According To A Research, Russia’s Middle Class Is Decreasing And Inequality Is Rising

An economic study undertaken by Russian specialists predicted that as social disparity rises in the upcoming years due to sanctions against Moscow and constrained growth potential, the size of the middle class in Russia will decrease.
This week’s report, from researchers at Moscow’s Higher School of Economics, one of Russia’s top academic institutions, outlines four potential scenarios for how Russians’ living standards would develop between now and 2030.

According to the study, which is based on a survey of experts from economic institutions, businesses, and government agencies conducted in 2022, only a combination of global economic growth and a relaxation of Western sanctions against Russia over what Moscow refers to as its “special military operation” in Ukraine will increase real incomes and lower poverty.

According to the analysis, even if sanctions pressure is lessened, the middle class will still be hurt.

A return to pre-conflict levels of prosperity may be far off as more government expenditure is going towards the military, but Russia’s economy surprised observers last year by demonstrating remarkable resilience in the face of harsh Western sanctions.

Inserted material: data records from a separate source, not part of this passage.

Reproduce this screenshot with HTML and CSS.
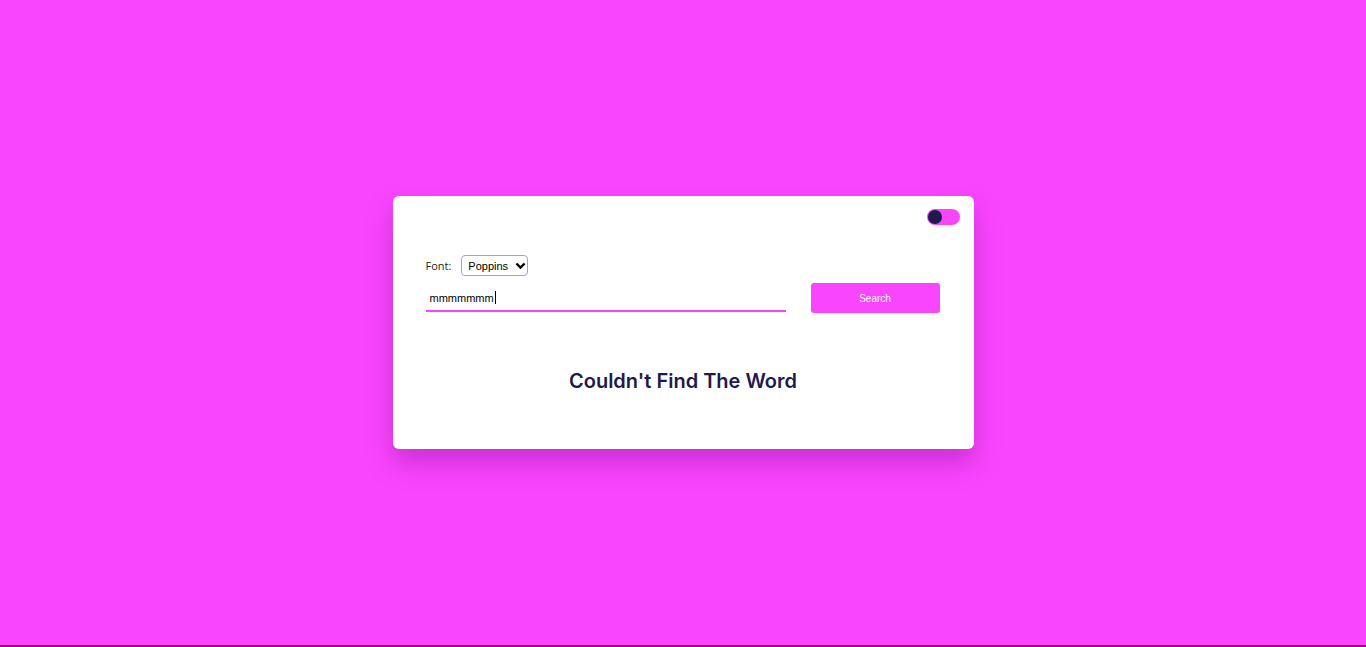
FILE: index.html
```html
<!DOCTYPE html>
<html>
<head>
<meta charset="utf-8">
<link rel="stylesheet" href="styles.css">
</head>
<body>
<main class="page">
  <section class="card">
    <div class="top">
      <span class="toggle"><span class="knob"></span></span>
    </div>
    <div class="font-row">
      <label class="font-label">Font:</label>
      <span class="select">Poppins
        <svg class="chev" width="11" height="8" viewBox="0 0 11 8"><path d="M1.4 1.5 L5.5 5.6 L9.6 1.5" fill="none" stroke="#000" stroke-width="2.4"/></svg>
      </span>
    </div>
    <div class="search-row">
      <div class="input"><span class="typed">mmmmmmm</span><span class="caret"></span></div>
      <button class="btn">Search</button>
    </div>
    <h2 class="msg">Couldn't Find The Word</h2>
  </section>
</main>
</body>
</html>
```
FILE: styles.css
```css
html, body { margin: 0; padding: 0; }
body {
  background: #fa45ff;
  border-bottom: 2px solid #a0006f;
  height: calc(100vh - 2px);
}
.page {
  height: 100%;
  display: flex;
  align-items: center;
  justify-content: center;
}
.card {
  box-sizing: border-box;
  width: 581px;
  height: 253px;
  background: #fff;
  border-radius: 6px;
  box-shadow: 0 14px 26px rgba(140, 20, 150, 0.42);
  padding: 13px 14px 0 33px;
  display: flex;
  flex-direction: column;
}
.top { display: flex; justify-content: flex-end; height: 16px; }
.toggle {
  width: 33px; height: 16px; border-radius: 8px;
  background: #fa45ff; display: flex; align-items: center; padding-left: 1px; box-sizing: border-box;
}
.knob { width: 14px; height: 14px; border-radius: 50%; background: #1f1a4c; }
.font-row { display: flex; align-items: center; margin-top: 30px; height: 21px; }
.font-label { font-family: "Open Sans", sans-serif; font-size: 11px; color: #222; margin-right: 9px; }
.select {
  box-sizing: border-box; height: 21px; width: 67px; margin-left: 1px;
  border: 1px solid #a89ae8; border-radius: 4px;
  font-family: "Liberation Sans", Arial, sans-serif; font-size: 11px; color: #000;
  display: flex; align-items: center; padding-left: 6px; gap: 7px;
}
.search-row { display: flex; align-items: flex-start; margin-top: 7px; padding-right: 20px; }
.input {
  box-sizing: border-box; width: 360px; height: 29px;
  border-bottom: 2px solid #fa45ff;
  display: flex; align-items: center; padding-left: 4px; padding-top: 2px;
  font-family: "Liberation Sans", Arial, sans-serif; font-size: 11px; color: #000;
}
.caret { width: 1px; height: 13px; background: #000; margin-left: 1px; }
.btn {
  margin-left: 25px; width: 129px; height: 30px;
  background: #fa45ff; color: #fff; border: none; border-radius: 3px;
  font-family: "Liberation Sans", Arial, sans-serif; font-size: 10px;
}
.msg {
  margin: 56px 19px 0 0; text-align: center;
  font-family: Inter, "Open Sans", sans-serif; font-weight: 600; font-size: 20px;
  color: #1f1a4c; letter-spacing: 0;
}
```
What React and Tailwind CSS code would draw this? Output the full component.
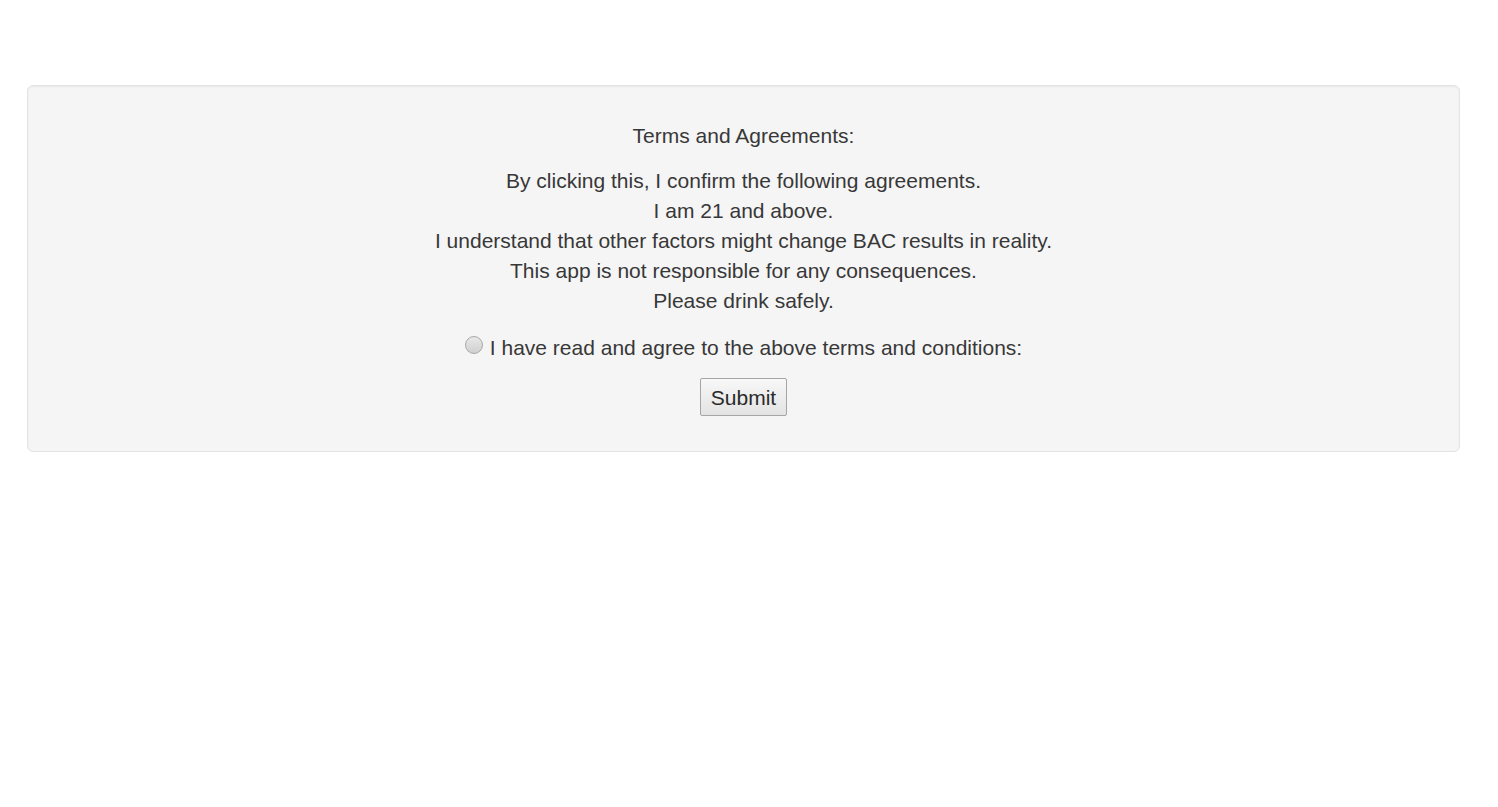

According to the study’s most optimistic scenario, real incomes would rise by almost 2% above 2021 levels in 2030 and the poverty rate would decrease to below 10% from 11.8% in 2022. In that scenario, the middle class’ size will continue decrease from the present predictions of 20%–50% to 14%–31% by 2030.

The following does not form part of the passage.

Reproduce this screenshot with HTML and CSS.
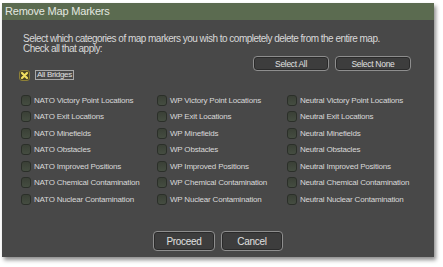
FILE: index.html
```html
<!DOCTYPE html>
<html>
<head>
<meta charset="utf-8">
<link rel="stylesheet" href="styles.css">
</head>
<body>
<div class="dialog">
  <div class="titlebar">Remove Map Markers</div>
  <div class="content">
    <p class="intro">Select which categories of map markers you wish to completely delete from the entire map.<br>Check all that apply:</p>
    <div class="top-actions">
      <button class="btn small">Select All</button>
      <button class="btn small">Select None</button>
    </div>
    <div class="bridges">
      <span class="cb checked"><svg width="11" height="11" viewBox="0 0 11 11"><rect x="0.5" y="0.5" width="10" height="10" rx="2.5" fill="#4a4526" stroke="#8d8038"/><path d="M3 3 L8 8 M8 3 L3 8" stroke="#f0e060" stroke-width="2.2" stroke-linecap="round"/></svg></span>
      <span class="focus-label">All Bridges</span>
    </div>
    <div class="grid">
      <label class="item"><span class="cb"></span>NATO Victory Point Locations</label>
      <label class="item"><span class="cb"></span>WP Victory Point Locations</label>
      <label class="item"><span class="cb"></span>Neutral Victory Point Locations</label>
      <label class="item"><span class="cb"></span>NATO Exit Locations</label>
      <label class="item"><span class="cb"></span>WP Exit Locations</label>
      <label class="item"><span class="cb"></span>Neutral Exit Locations</label>
      <label class="item"><span class="cb"></span>NATO Minefields</label>
      <label class="item"><span class="cb"></span>WP Minefields</label>
      <label class="item"><span class="cb"></span>Neutral Minefields</label>
      <label class="item"><span class="cb"></span>NATO Obstacles</label>
      <label class="item"><span class="cb"></span>WP Obstacles</label>
      <label class="item"><span class="cb"></span>Neutral Obstacles</label>
      <label class="item"><span class="cb"></span>NATO Improved Positions</label>
      <label class="item"><span class="cb"></span>WP Improved Positions</label>
      <label class="item"><span class="cb"></span>Neutral Improved Positions</label>
      <label class="item"><span class="cb"></span>NATO Chemical Contamination</label>
      <label class="item"><span class="cb"></span>WP Chemical Contamination</label>
      <label class="item"><span class="cb"></span>Neutral Chemical Contamination</label>
      <label class="item"><span class="cb"></span>NATO Nuclear Contamination</label>
      <label class="item"><span class="cb"></span>WP Nuclear Contamination</label>
      <label class="item"><span class="cb"></span>Neutral Nuclear Contamination</label>
    </div>
    <div class="footer">
      <button class="btn big">Proceed</button>
      <button class="btn big">Cancel</button>
    </div>
  </div>
</div>
</body>
</html>
```
FILE: styles.css
```css
html, body {
  margin: 0;
  padding: 0;
  background: #ffffff;
}
body {
  font-family: "Liberation Sans", Arial, sans-serif;
  width: 443px;
  height: 267px;
  overflow: hidden;
}
.dialog {
  margin: 3px 0 0 2px;
  width: 432px;
  height: 254px;
  background: #484848;
  box-shadow: 2px 3px 4px rgba(0,0,0,0.45);
  display: flex;
  flex-direction: column;
}
.titlebar {
  height: 17px;
  line-height: 17px;
  background: #5b6b50;
  color: #e4e8e0;
  font-size: 11px;
  padding-left: 3px;
  letter-spacing: -0.2px;
}
.content {
  flex: 1;
  display: flex;
  flex-direction: column;
  padding: 14px 23px 0 19px;
}
.intro {
  margin: 0 0 0 2px;
  color: #d8d8d8;
  font-size: 10px;
  line-height: 10px;
  letter-spacing: -0.52px;
}
.top-actions {
  display: flex;
  justify-content: flex-end;
  gap: 6px;
  margin-top: 2px;
}
.btn {
  font-family: "Liberation Sans", Arial, sans-serif;
  color: #e0e0e0;
  background: #3d3d3d;
  border: 1px solid #8e8e8e;
  border-radius: 4px;
  box-shadow: inset 0 0 0 1px #2a2a2a;
  padding: 0;
  letter-spacing: -0.3px;
}
.btn.small {
  width: 76px;
  height: 15px;
  font-size: 8.5px;
}
.btn.big {
  width: 62px;
  height: 20px;
  font-size: 10px;
}
.bridges {
  display: flex;
  align-items: center;
  gap: 5px;
  margin-top: -1px;
  margin-left: -2px;
  height: 10px;
}
.focus-label {
  border: 1px solid #a8a8a8;
  color: #e0e0e0;
  font-size: 8px;
  line-height: 8px;
  padding: 0 1px;
  letter-spacing: -0.3px;
}
.cb {
  display: inline-block;
  width: 10px;
  height: 11px;
  box-sizing: border-box;
  border: 1px solid #2b2f29;
  border-radius: 3px;
  background: linear-gradient(#3a4036, #454d41);
  flex: none;
}
.cb.checked {
  border: none;
  background: none;
  width: 11px;
  height: 11px;
}
.cb.checked svg { display: block; }
.grid {
  display: grid;
  grid-template-columns: 136px 130px 1fr;
  grid-auto-rows: 16.5px;
  margin-top: 12px;
}
.item {
  display: flex;
  align-items: center;
  gap: 3px;
  color: #d8d8d8;
  font-size: 8px;
  letter-spacing: -0.2px;
  white-space: nowrap;
}
.footer {
  display: flex;
  justify-content: center;
  gap: 6px;
  margin-top: auto;
  margin-bottom: 6px;
  margin-left: -19px;
  margin-right: -23px;
}
```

So, even in the most favorable development of circumstances, one might anticipate the middle class and the population’s social and psychological well-being declining.

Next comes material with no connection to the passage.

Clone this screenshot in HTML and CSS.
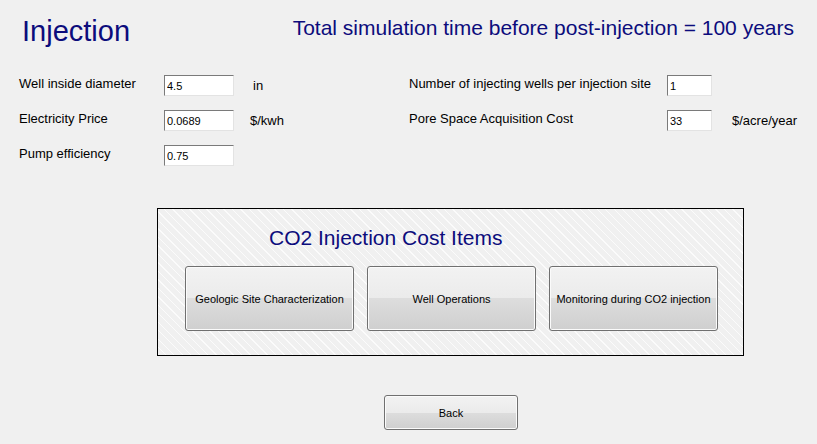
FILE: index.html
```html
<!DOCTYPE html>
<html lang="en">
<head>
  <meta charset="UTF-8">
  <title>Injection</title>
  <link rel="stylesheet" href="styles.css">
</head>
<body>
  <div class="header">
    <h1 class="title">Injection</h1>
    <div class="sim-time">Total simulation time before post-injection = 100 years</div>
  </div>
  <div class="params">
    <div class="col col-left">
      <div class="row">
        <label class="lbl">Well inside diameter</label>
        <input class="field" type="text" value="4.5" />
        <span class="unit unit-in">in</span>
      </div>
      <div class="row">
        <label class="lbl">Electricity Price</label>
        <input class="field" type="text" value="0.0689" />
        <span class="unit">$/kwh</span>
      </div>
      <div class="row">
        <label class="lbl">Pump efficiency</label>
        <input class="field" type="text" value="0.75" />
      </div>
    </div>
    <div class="col col-right">
      <div class="row">
        <label class="lbl">Number of injecting wells per injection site</label>
        <input class="field" type="text" value="1" />
      </div>
      <div class="row">
        <label class="lbl">Pore Space Acquisition Cost</label>
        <input class="field" type="text" value="33" />
        <span class="unit">$/acre/year</span>
      </div>
    </div>
  </div>
  <div class="cost-box">
    <div class="cost-title">CO2 Injection Cost Items</div>
    <div class="cost-buttons">
      <button class="btn cost-btn">Geologic Site Characterization</button>
      <button class="btn cost-btn">Well Operations</button>
      <button class="btn cost-btn">Monitoring during CO2 injection</button>
    </div>
  </div>
  <div class="footer">
    <button class="btn back-btn">Back</button>
  </div>
</body>
</html>
```

FILE: styles.css
```css
body {
  font-family: 'Liberation Sans', Arial, sans-serif;
  margin: 0;
  padding: 0;
  background: #f0f0f0;
  color: #000;
  width: 817px;
  height: 444px;
  overflow: hidden;
}
.header {
  display: flex;
  justify-content: space-between;
  align-items: flex-start;
  padding: 17px 23px 0 22px;
}
.title {
  margin: 0;
  font-size: 29px;
  line-height: 29px;
  font-weight: normal;
  color: #0c0c7c;
}
.sim-time {
  font-size: 21px;
  line-height: 21px;
  color: #0c0c7c;
}
.params {
  display: flex;
  margin-top: 29px;
  padding-left: 19px;
}
.col {
  display: flex;
  flex-direction: column;
  gap: 14px;
}
.col-left {
  width: 390px;
}
.row {
  display: flex;
  align-items: flex-start;
  height: 21px;
}
.lbl {
  font-size: 13px;
  line-height: 17px;
}
.col-left .lbl {
  width: 145px;
}
.col-right .lbl {
  width: 258px;
}
.field {
  width: 70px;
  height: 21px;
  box-sizing: border-box;
  margin: 0;
  padding: 0 2px;
  border: 1px solid;
  border-color: #7a7a7a #e3e3e3 #e3e3e3 #7a7a7a;
  background: #fff;
  font-family: 'Liberation Sans', Arial, sans-serif;
  font-size: 11px;
  color: #000;
  outline: none;
}
.col-right .field {
  width: 45px;
}
.unit {
  font-size: 13px;
  line-height: 22px;
  margin-left: 16px;
}
.unit-in {
  margin-left: 19px;
}
.col-right .unit {
  margin-left: 20px;
}
.cost-box {
  margin: 42px 0 0 157px;
  width: 587px;
  height: 148px;
  box-sizing: border-box;
  border: 1px solid #000;
  padding: 18px 0 0 27px;
  background: repeating-linear-gradient(45deg, #f0f0f0 0, #f0f0f0 5px, #fbfbfb 5px, #fbfbfb 6px);
}
.cost-title {
  margin: 0 0 18px 84px;
  font-size: 21px;
  line-height: 21px;
  color: #0c0c7c;
}
.cost-buttons {
  display: flex;
  gap: 13px;
}
.btn {
  border: 1px solid #707070;
  border-radius: 3px;
  background: linear-gradient(#f2f2f2, #ebebeb 50%, #dddddd 50%, #cfcfcf);
  box-shadow: inset 0 0 0 1px #fbfbfb;
  font-family: 'Liberation Sans', Arial, sans-serif;
  font-size: 11px;
  color: #000;
  padding: 0;
  cursor: pointer;
}
.cost-btn {
  width: 169px;
  height: 65px;
}
.footer {
  padding: 39px 0 0 384px;
}
.back-btn {
  width: 134px;
  height: 35px;
}
```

Under the worst-case scenarios, real wages eventually decline up until 2030 and poverty levels approach 20%.

The authors predict that there will be “a shrinkage of inequality below through the convergence of the middle (or formerly middle) strata with the poor, on the one hand, and a growth in the concentration of wealth and a further breakaway at the ‘top’.”
According to the study, rising societal tensions could result from growing inequality in each of the four scenarios. According to all four scenarios, an increasing number of security officers will enter the middle class.